Member of the U.S. House of Representatives from Arkansas's 7th district
- In office March 4, 1903 – March 3, 1911
- Preceded by: new district
- Succeeded by: William S. Goodwin

Member of the Arkansas House of Representatives
- In office 1881-1882

Personal details
- Born: August 6, 1856 New London, Arkansas, U.S.
- Died: November 9, 1942 (aged 86) Magnolia, Arkansas, U.S.
- Resting place: Magnolia Cemetery
- Party: Democratic

= Robert M. Wallace (politician) =

American politician (1856–1942)

Robert Minor Wallace (August 6, 1856 – November 9, 1942) was an American lawyer and politician who served four terms as a U.S. representative from Arkansas from 1903 to 1911.
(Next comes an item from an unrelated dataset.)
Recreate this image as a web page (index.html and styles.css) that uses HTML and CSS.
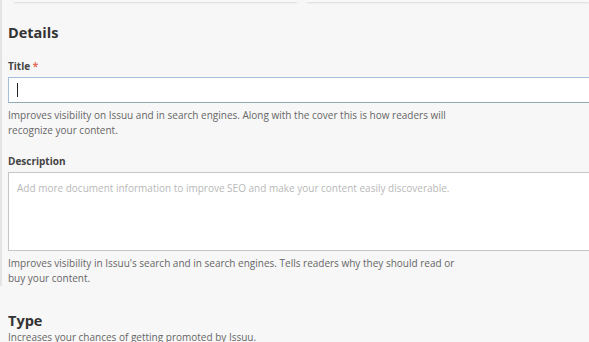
FILE: index.html
```html
<!DOCTYPE html>
<html lang="en">
<head>
  <meta charset="UTF-8">
  <meta name="viewport" content="width=device-width, initial-scale=1.0">
  <title>Details</title>
  <link rel="stylesheet" href="styles.css">
</head>
<body>
  <div class="page">
    <div class="rail"></div>

    <div class="content">
      <!-- Cards above, cut off by the viewport -->
      <div class="cards">
        <div class="card"></div>
        <div class="card"></div>
      </div>

      <!-- Details Section -->
      <section class="details">
        <h2>Details</h2>

        <div class="field">
          <label for="title">Title <span class="required">*</span></label>
          <div class="input focused" id="title"><span class="caret"></span></div>
          <p class="hint">Improves visibility on Issuu and in search engines. Along with the cover this is how readers will recognize your content.</p>
        </div>

        <div class="field">
          <label for="description">Description</label>
          <div class="textarea" id="description">
            <span class="placeholder">Add more document information to improve SEO and make your content easily discoverable.</span>
          </div>
          <p class="hint">Improves visibility in Issuu's search and in search engines. Tells readers why they should read or buy your content.</p>
        </div>
      </section>

      <!-- Type Section -->
      <section class="type">
        <h2>Type</h2>
        <p class="hint">Increases your chances of getting promoted by Issuu.</p>
      </section>
    </div>
  </div>
</body>
</html>
```

FILE: styles.css
```css
/* General Reset */
* {
  margin: 0;
  padding: 0;
  box-sizing: border-box;
  font-family: 'Open Sans', sans-serif;
}

body {
  background: #f7f7f7;
  color: #333;
  overflow: hidden;
}

.page {
  display: flex;
  height: 342px;
}

/* Left edge strip */
.rail {
  width: 2px;
  height: 286px;
  background: #e4e4e4;
  flex-shrink: 0;
}

.content {
  flex: 1;
  padding-left: 6px;
  min-width: 0;
}

/* Cards cut off at top */
.cards {
  display: flex;
  gap: 10px;
  height: 2px;
  margin-left: 6px;
}

.card {
  flex: 1;
  background: #f9f9f9;
  box-shadow: 0 1px 2px rgba(0, 0, 0, 0.12);
}

/* Headings */
h2 {
  font-size: 14.5px;
  font-weight: 700;
  color: #333;
}

.details {
  padding-top: 21px;
}

.details h2 {
  line-height: 20px;
  margin-bottom: 17px;
}

label {
  display: block;
  font-size: 10px;
  font-weight: 700;
  color: #444;
  line-height: 13px;
  margin-bottom: 4px;
}

.required {
  color: #e5695a;
}

/* Inputs */
.input {
  width: 600px;
  height: 26px;
  background: #fff;
  border: 1px solid #c9c9c9;
  padding: 5px 8px;
}

.input.focused {
  border-color: #a3bfdb;
  border-bottom-color: #8eaab4;
}

.caret {
  display: block;
  width: 1px;
  height: 14px;
  background: #222;
}

.textarea {
  width: 600px;
  height: 79px;
  background: #fff;
  border: 1px solid #c6c6c6;
  padding: 9px 8px;
}

.placeholder {
  display: block;
  font-size: 10px;
  line-height: 13px;
  color: #b8b8b8;
}

.hint {
  font-size: 10px;
  color: #666;
  line-height: 14.5px;
  width: 460px;
  margin-top: 5px;
}

.field {
  margin-bottom: 18px;
}

/* Type Section */
.type {
  padding-top: 10px;
}

.type h2 {
  line-height: 15px;
}

.type .hint {
  margin-top: 2px;
  width: auto;
}
```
== Early life and education ==
Born in New London, Arkansas, Wallace attended the common schools, and was graduated from Arizona Seminary, Arizona, Louisiana, in 1876. He studied law.

== Career ==
He was admitted to the bar at Little Rock, Arkansas, in 1879 and commenced the practice of law in El Dorado, Arkansas.
He served as member of the State house of representatives in 1881 and 1882.
United States post office inspector 1887–1891.
He served as prosecuting attorney for the thirteenth judicial circuit of Arkansas in 1891 and 1892.
He served as assistant United States attorney in 1894.

=== Congress ===
Wallace was elected as a Democrat to the Fifty-eighth and to the three succeeding Congresses (March 4, 1903 – March 3, 1911).
He was an unsuccessful candidate for renomination in 1910 to the Sixty-second Congress.

== Later career and death ==
He resumed the practice of his profession at Hot Springs and Little Rock and also engaged in lecturing for the Chautauqua and for the Anti-Saloon League.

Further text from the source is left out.